夏の時期は爺さんと一緒に腕組みしながら、ラジオで巨人戦を聞いていた。
巨人の選手がヒットやホームランを打って点が入ると、うんうんと頷いていつも嬉しそうだった。
週に1度のペースで通っているうちに爺さんに顔を覚えられて気に入られたのか、
カウンター席に座って「マスター、おでんおまかせで!」と注文すると、自分の好きなおでんの具を必ず出してくれた。
爺さんは、自分の好きでよく頼んでいたおでんの具を覚えていたのかもしれない。
真夏でもそこのお店に通っていたくらいだから、今思い出しても自分は相当このお店が気に入ってたのだと思う。
そんなお店だったが、自分が横浜に転勤になって秋田を離れてしばらくした後、秋田の友人から、
「閉店になった。

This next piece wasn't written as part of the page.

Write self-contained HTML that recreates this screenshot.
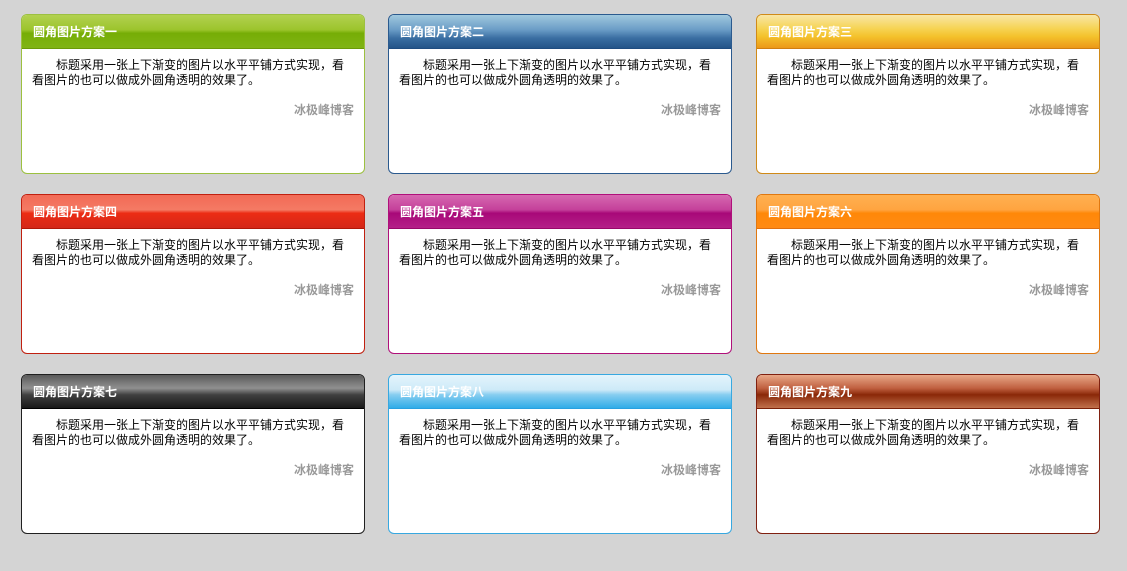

爺さん体調悪くしてたらしいからなあ」
という連絡が入った。
もうあの美味しいおでんは食べられないのかあ。自分のお気に入りのお店が無くなるとなると本当にさみしいものである。この時初めて思ったのである。
あれから結構な年月が経ち、いろいろなお店でおでんを食べてきたが、いまだに「こぶ志」を超えるような美味しいおでん屋は見つかっていない。